Empowering American Families
Our most powerful social asset is the one we aren’t supposed to cultivate.
by John Hayward
12/30/2011
Presidential candidate Rick Santorum is enjoying a bit of a surge in Iowa. He’s put a huge amount of work into the state, and could not possibly make a comparable effort in any other. He’s big in his home state of Pennsylvania, but their primary won’t be held until April 24. He’s facing pretty long odds against surviving in the race until then.
On the eve of what could, therefore, be either his big break or his swan song, Jim Pethokoukis of the American Enterprise Institute took a look at Santorum’s detailed campaign platform. As with the other GOP candidates, he doesn’t talk about it enough when he has the attention of a national audience – it’s curious how they treat so many powerful, intriguing proposals as footnotes.
Santorum is better than average at tying the many elements (31, to be exact) of his platform into a unified theme, reflected in its title: “Made in America: Empowering American Families, Building Economic Freedom.” The economic freedom part comes from lowered and simplified tax rates, particularly on investment and manufacturing. One of those curiously underplayed ideas is what amounts to a flat income tax with only two rates, 10% and 28%.
Unlike some other tax reform proposals, Santorum’s keeps plenty of deduction incentives, compromising economic freedom in the service of a very specific goal: supporting American families. He offers tripled deductions for children, and eliminates marriage tax penalties. He would keep the deductions for charity, home mortgage interest, health care, and retirement savings, all of which are of keen interest to families.
Our media and political culture is rather hostile to the notion of deliberately supporting families through government policy. This is partly a result of the enormous energy deployed in the quest to re-define marriage – an effort premised on the notion that there is absolutely nothing special about the union of one man and one woman. Policies deliberately designed to cultivate traditional families are unhelpful to this effort, so they draw accusations of bigotry, theocracy, or at least hopelessly out-of-touch nostalgia. The defense of marriage and the family is dismissed as the province of unthinking religious zealots.
However, there are eminently practical reasons to support and nurture the traditional family, which have nothing to do with religion. For starters, there is the simple need to maintain population growth, which requires a large number of families to raise three or more children. It does not denigrate other family models to point out the simple truth that traditional families are particularly, perhaps uniquely, suited to this task. Remember, we’re talking about societal trends over a huge population, not asking whether a particular well-heeled single parent or same-sex couple could successfully raise three or four children.

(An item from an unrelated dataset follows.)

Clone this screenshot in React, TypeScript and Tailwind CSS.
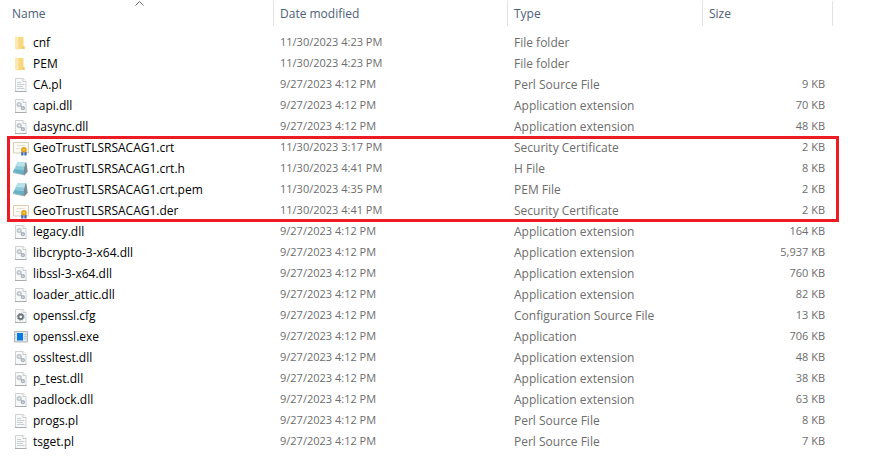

Stable families are incredibly powerful social assets. They offer sound environments for growing children, provide adults with a way out of poverty, and naturally cultivate good citizenship. Comparing virtually any index of social dysfunction between intact and broken families is eye-opening, if not horrifying. Illegitimacy is often cited as a far more important indicator of economic and criminal difficulty than race or geography; it is the variable that changes most dramatically between American populations, to the sorrow of those who suffer from high rates of illegitimacy.
The strength of a family helps to build the independent character vital to a nation of free, and therefore responsible, men and women. We did not appreciate the social importance of family honor until it became a scarce resource.
Families build wealth by passing both tangible and intellectual assets forward through generations, and by forming bonds with one another. Wealth grows from transactions, a term that means far more than plunking down cash in exchange for merchandise. The connections and cooperative alliances that grow between families united by marriage are transactions, too. It’s great to have a father-in-law who can help you get a job, or a sister-in-law who help paint your house, isn’t it? We’ve become so focused on centralized planning and huge national agendas that we’ve forgotten just how valuable such connections are.
Our massive government and complex tax system are structured to favor all sorts of things the elites have decided are assets to society, or penalize what they consider poisonous. Why shouldn’t we explicitly encourage and support intact families, perhaps the most powerful asset in our inventory? We would want to encourage both their formation through marriage, and their endurance through healthy numbers of children. Far from being a peculiar obsession of religious traditionalists, it seems like an act of irrational prejudice not to weight the benefits of the family logically, and recognize they are far superior to many things the government compels us to spend titanic amounts of money subsidizing.
It’s fair enough to prefer dismantling the machinery of subsidies, penalties, deductions, and incentives shaping our lives entirely. But if we’re going to keep that machinery intact to some degree, and the government will go on making “investments,” why shouldn’t it make the investment with one of the highest rates of return?